The Worshipful Company of Chartered Accountants in England and Wales is one of the livery companies of the City of London. The organisation became a livery company in 1977. The Company promotes "honourable practice" of accounting and awards prizes to students in the field. It also supports general charities. The company ranks eighty-sixth in the order of precedence for livery companies. Its motto is True and Fair.

Founding 
Formal letters patent for the creation of the livery company were presented on 25 July 1977 by the lord mayor of London.
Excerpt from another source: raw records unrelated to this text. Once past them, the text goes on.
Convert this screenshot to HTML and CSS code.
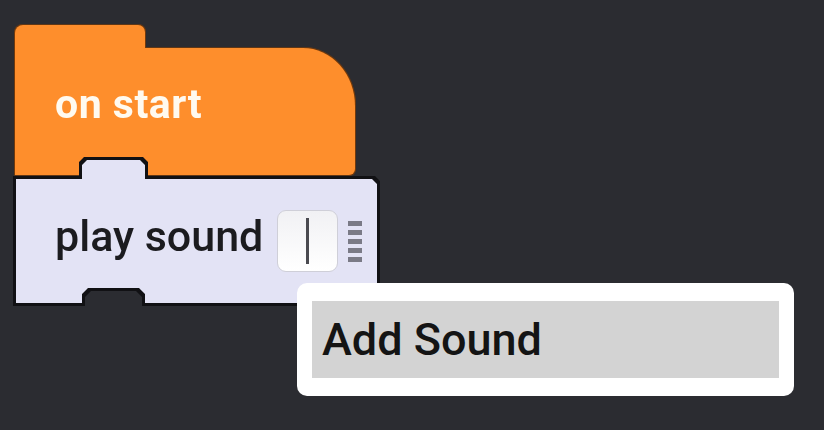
FILE: index.html
```html
<!DOCTYPE html>
<html lang="en">

<head>
    <meta charset="UTF-8">
    <meta name="viewport" content="width=device-width, initial-scale=1.0">
    <title>Blocks</title>
    <link rel="stylesheet" href="styles.css">
</head>

<body>
    <div class="workspace">
        <div class="hat">
            <div class="hat-tab"></div>
            <div class="hat-body">
                <span class="hat-label">on start</span>
            </div>
        </div>

        <div class="cmd-wrap">
            <div class="cmd">
                <div class="cmd-row">
                    <span class="cmd-label">play sound</span>
                    <div class="field">
                        <div class="caret"></div>
                    </div>
                    <div class="handle">
                        <span></span>
                        <span></span>
                        <span></span>
                        <span></span>
                        <span></span>
                    </div>
                </div>
            </div>
        </div>

        <div class="menu">
            <div class="menu-item">Add Sound</div>
        </div>
    </div>
</body>

</html>
```

FILE: styles.css
```css
html,
body {
    margin: 0;
    height: 100%;
    overflow: hidden;
}

body {
    background-color: #2b2c31;
    font-family: Roboto, "Liberation Sans", sans-serif;
}

.workspace {
    position: relative;
    height: 100%;
    box-sizing: border-box;
    padding: 25px 0 0 15px;
}

/* orange hat block */
.hat {
    width: 340px;
    filter: drop-shadow(1px 0 0 rgba(120, 60, 10, 0.7)) drop-shadow(-1px 0 0 rgba(120, 60, 10, 0.7)) drop-shadow(0 1px 0 rgba(120, 60, 10, 0.7)) drop-shadow(0 -1px 0 rgba(120, 60, 10, 0.7));
}

.hat-tab {
    width: 130px;
    height: 23px;
    background-color: #fe8e2c;
    border-radius: 8px 7px 0 0;
}

.hat-body {
    height: 127px;
    box-sizing: border-box;
    padding: 0 0 8px 40px;
    display: flex;
    align-items: center;
    background-color: #fe8e2c;
    border-radius: 0 52px 6px 0 / 0 58px 6px 0;
}

.hat-label {
    margin-bottom: 7px;
    color: #fffaf0;
    font-size: 41px;
    font-weight: 700;
    letter-spacing: 0.5px;
}

/* lavender command block */
.cmd-wrap {
    width: 361px;
    margin: -15px 0 0 1px;
    filter: drop-shadow(3px 0 0 #111114) drop-shadow(-3px 0 0 #111114) drop-shadow(0 3px 0 #111114) drop-shadow(0 -3px 0 #111114);
}

.cmd {
    height: 143px;
    box-sizing: border-box;
    padding: 19px 0 0 39px;
    background-color: #e3e3f5;
    clip-path: polygon(0 19px, 66px 19px, 66px 5px, 71px 0, 124px 0, 129px 5px, 129px 19px, 356px 19px, 361px 24px, 361px 143px, 129px 143px, 129px 134px, 123px 128px, 72px 128px, 66px 134px, 66px 143px, 0 143px);
}

.cmd-row {
    height: 124px;
    display: flex;
    align-items: center;
}

.cmd-label {
    margin-bottom: 10px;
    color: #1b1b1f;
    font-size: 43px;
    font-weight: 500;
}

.field {
    width: 61px;
    height: 62px;
    margin-left: 14px;
    box-sizing: border-box;
    border: 1px solid #cfcfd8;
    border-radius: 9px;
    background: linear-gradient(#f1f1f4, #ffffff);
    display: flex;
    align-items: center;
    justify-content: center;
}

.caret {
    width: 3px;
    height: 46px;
    background-color: #4a4a50;
}

.handle {
    margin-left: 10px;
    display: flex;
    flex-direction: column;
    gap: 4px;
}

.handle span {
    width: 14px;
    height: 5px;
    background-color: #7a7a86;
}

/* dropdown menu */
.menu {
    position: absolute;
    left: 297px;
    top: 283px;
    width: 497px;
    height: 113px;
    box-sizing: border-box;
    padding: 18px 15px;
    background-color: #ffffff;
    border-radius: 10px;
}

.menu-item {
    height: 77px;
    box-sizing: border-box;
    padding-left: 10px;
    display: flex;
    align-items: center;
    background-color: #d3d3d3;
    color: #141414;
    font-size: 45px;
    font-weight: 500;
}
```
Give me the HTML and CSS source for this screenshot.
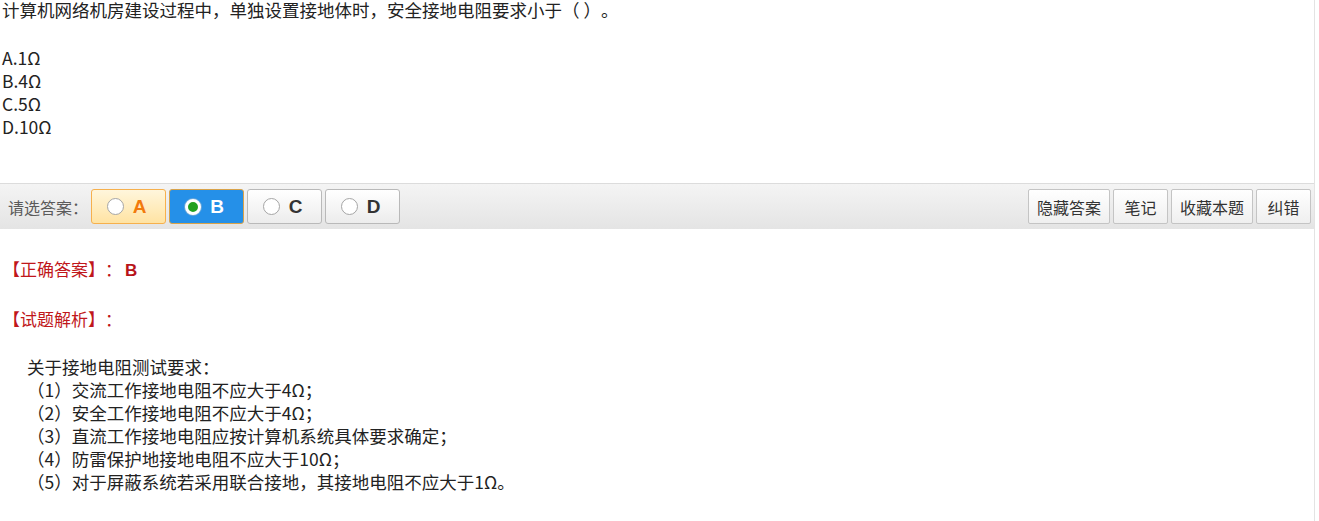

Its first master was James M. Keith, member of the City's Court of Common Council and chief commoner for 1976–1977.

It was one of several companies formed in the 1970s, when concerns were raised that existing livery companies had few connections to the modern financial services industry in London.

Charities 
In 1992, the Worshipful Company of Chartered Accountants in England and Wales launched "Chartered Accountants in the Community", a programme which placed senior accountants onto the management committees of charities. The scheme aimed to place 20 to 30 attachments a year, with a focus on providing advice and professional expertise to charities, rather than day-to-day bookkeeping. The livery company had previously focused on making donations to support overseas training and rewarding student achievement.

As of December 1992, the company had 100 members. At the time, former master Richard Wilkes told the Financial Times, "We do not have a large endowment. Instead of money, we've got talent."

Dinners 
In July 2021, The Telegraph reported that up to a dozen business leaders were boycotting a dinner banquet at Mansion House hosted by the Worshipful Company of Chartered Accountants, because guests were being required to wear face masks and use NHS Test and Trace QR codes to enter the event.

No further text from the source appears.